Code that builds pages
** Start **

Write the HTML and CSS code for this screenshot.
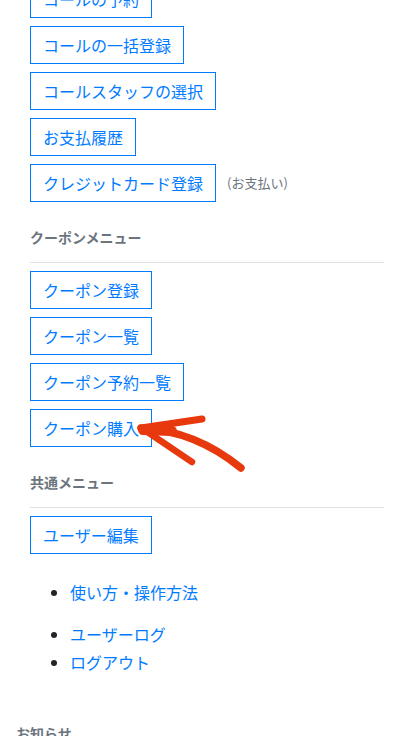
FILE: index.html
```html
<!DOCTYPE html>
<html lang="ja">
<head>
<meta charset="utf-8">
<title>メニュー</title>
<link rel="stylesheet" href="styles.css">
</head>
<body>
<div class="page">
  <div class="menu">
    <div class="row"><a class="btn">コールの予約</a></div>
    <div class="row"><a class="btn">コールの一括登録</a></div>
    <div class="row"><a class="btn">コールスタッフの選択</a></div>
    <div class="row"><a class="btn">お支払履歴</a></div>
    <div class="row"><a class="btn">クレジットカード登録</a><span class="note">(お支払い)</span></div>

    <h6 class="heading">クーポンメニュー</h6>
    <hr class="rule">
    <div class="row"><a class="btn">クーポン登録</a></div>
    <div class="row"><a class="btn">クーポン一覧</a></div>
    <div class="row"><a class="btn">クーポン予約一覧</a></div>
    <div class="row"><a class="btn">クーポン購入</a></div>

    <h6 class="heading">共通メニュー</h6>
    <hr class="rule">
    <div class="row"><a class="btn">ユーザー編集</a></div>

    <ul class="links links-first">
      <li><a class="link">使い方・操作方法</a></li>
    </ul>
    <ul class="links links-second">
      <li><a class="link">ユーザーログ</a></li>
      <li><a class="link">ログアウト</a></li>
    </ul>
  </div>
  <h6 class="heading news">お知らせ</h6>
</div>
<svg class="arrow" width="120" height="80" viewBox="0 0 120 80" aria-hidden="true">
  <g fill="none" stroke="#e8380e" stroke-linecap="round" stroke-linejoin="round">
    <path d="M11,28 C 50,30 84,46 111,68" stroke-width="7.5"/>
    <path d="M11,28 L 72,19" stroke-width="7"/>
    <path d="M13,30 L 42,31" stroke-width="10"/>
    <path d="M16,31 L 62,62" stroke-width="6.5"/>
  </g>
</svg>
</body>
</html>
```

FILE: styles.css
```css
html, body {
  margin: 0;
  padding: 0;
  background: #ffffff;
}

body {
  position: relative;
  font-family: "Noto Sans CJK JP", "Noto Sans", sans-serif;
  font-size: 16px;
  line-height: 24px;
  color: #212529;
  overflow: hidden;
  height: 736px;
}

.page {
  margin-top: -20px;
  padding: 0 16px;
}

.menu {
  padding: 0 14px;
}

.row {
  display: flex;
  align-items: center;
  margin-bottom: 8px;
}

.btn {
  display: inline-block;
  border: 1px solid #007bff;
  color: #007bff;
  padding: 6px 12px;
  font-size: 16px;
  line-height: 24px;
  text-decoration: none;
  white-space: nowrap;
}

.note {
  margin-left: 11px;
  font-size: 13px;
  color: #6c757d;
}

.heading {
  margin: 24px 0 0;
  font-size: 14px;
  line-height: 22px;
  font-weight: 700;
  color: #6c757d;
}

.rule {
  margin: 14px 0 8px;
  border: 0;
  border-top: 1px solid #dee2e6;
  height: 0;
}

.links {
  margin: 0;
  padding-left: 40px;
  line-height: 28px;
}

.links-first {
  margin-top: 24px;
}

.links-second {
  margin-top: 14px;
}

.link {
  color: #007bff;
  text-decoration: none;
}

.news {
  margin-top: 46px;
}

.arrow {
  position: absolute;
  top: 400px;
  left: 130px;
}
```
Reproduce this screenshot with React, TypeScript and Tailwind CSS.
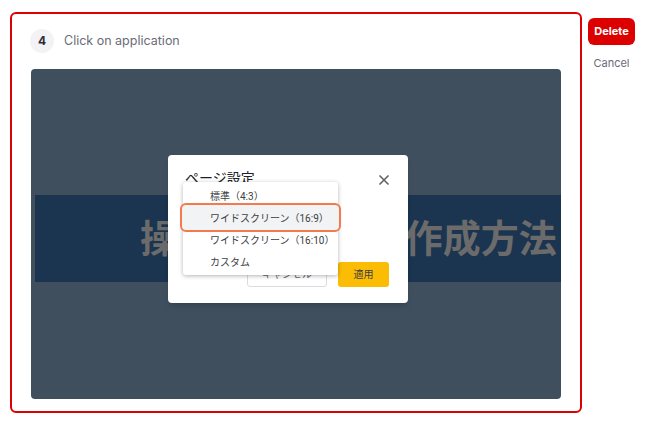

** End **

**What the task requires:**
Transcribe all the lines above exactly, apart from the pictures.

**The solution:**
Write the HTML and CSS code for this screenshot.
FILE: index.html
```html
<!DOCTYPE html>
<html lang="ja">
<head>
<meta charset="utf-8">
<title>メニュー</title>
<link rel="stylesheet" href="styles.css">
</head>
<body>
<div class="page">
  <div class="menu">
    <div class="row"><a class="btn">コールの予約</a></div>
    <div class="row"><a class="btn">コールの一括登録</a></div>
    <div class="row"><a class="btn">コールスタッフの選択</a></div>
    <div class="row"><a class="btn">お支払履歴</a></div>
    <div class="row"><a class="btn">クレジットカード登録</a><span class="note">(お支払い)</span></div>

    <h6 class="heading">クーポンメニュー</h6>
    <hr class="rule">
    <div class="row"><a class="btn">クーポン登録</a></div>
    <div class="row"><a class="btn">クーポン一覧</a></div>
    <div class="row"><a class="btn">クーポン予約一覧</a></div>
    <div class="row"><a class="btn">クーポン購入</a></div>

    <h6 class="heading">共通メニュー</h6>
    <hr class="rule">
    <div class="row"><a class="btn">ユーザー編集</a></div>

    <ul class="links links-first">
      <li><a class="link">使い方・操作方法</a></li>
    </ul>
    <ul class="links links-second">
      <li><a class="link">ユーザーログ</a></li>
      <li><a class="link">ログアウト</a></li>
    </ul>
  </div>
  <h6 class="heading news">お知らせ</h6>
</div>
<svg class="arrow" width="120" height="80" viewBox="0 0 120 80" aria-hidden="true">
  <g fill="none" stroke="#e8380e" stroke-linecap="round" stroke-linejoin="round">
    <path d="M11,28 C 50,30 84,46 111,68" stroke-width="7.5"/>
    <path d="M11,28 L 72,19" stroke-width="7"/>
    <path d="M13,30 L 42,31" stroke-width="10"/>
    <path d="M16,31 L 62,62" stroke-width="6.5"/>
  </g>
</svg>
</body>
</html>
```

FILE: styles.css
```css
html, body {
  margin: 0;
  padding: 0;
  background: #ffffff;
}

body {
  position: relative;
  font-family: "Noto Sans CJK JP", "Noto Sans", sans-serif;
  font-size: 16px;
  line-height: 24px;
  color: #212529;
  overflow: hidden;
  height: 736px;
}

.page {
  margin-top: -20px;
  padding: 0 16px;
}

.menu {
  padding: 0 14px;
}

.row {
  display: flex;
  align-items: center;
  margin-bottom: 8px;
}

.btn {
  display: inline-block;
  border: 1px solid #007bff;
  color: #007bff;
  padding: 6px 12px;
  font-size: 16px;
  line-height: 24px;
  text-decoration: none;
  white-space: nowrap;
}

.note {
  margin-left: 11px;
  font-size: 13px;
  color: #6c757d;
}

.heading {
  margin: 24px 0 0;
  font-size: 14px;
  line-height: 22px;
  font-weight: 700;
  color: #6c757d;
}

.rule {
  margin: 14px 0 8px;
  border: 0;
  border-top: 1px solid #dee2e6;
  height: 0;
}

.links {
  margin: 0;
  padding-left: 40px;
  line-height: 28px;
}

.links-first {
  margin-top: 24px;
}

.links-second {
  margin-top: 14px;
}

.link {
  color: #007bff;
  text-decoration: none;
}

.news {
  margin-top: 46px;
}

.arrow {
  position: absolute;
  top: 400px;
  left: 130px;
}
```
Reproduce this screenshot with React, TypeScript and Tailwind CSS.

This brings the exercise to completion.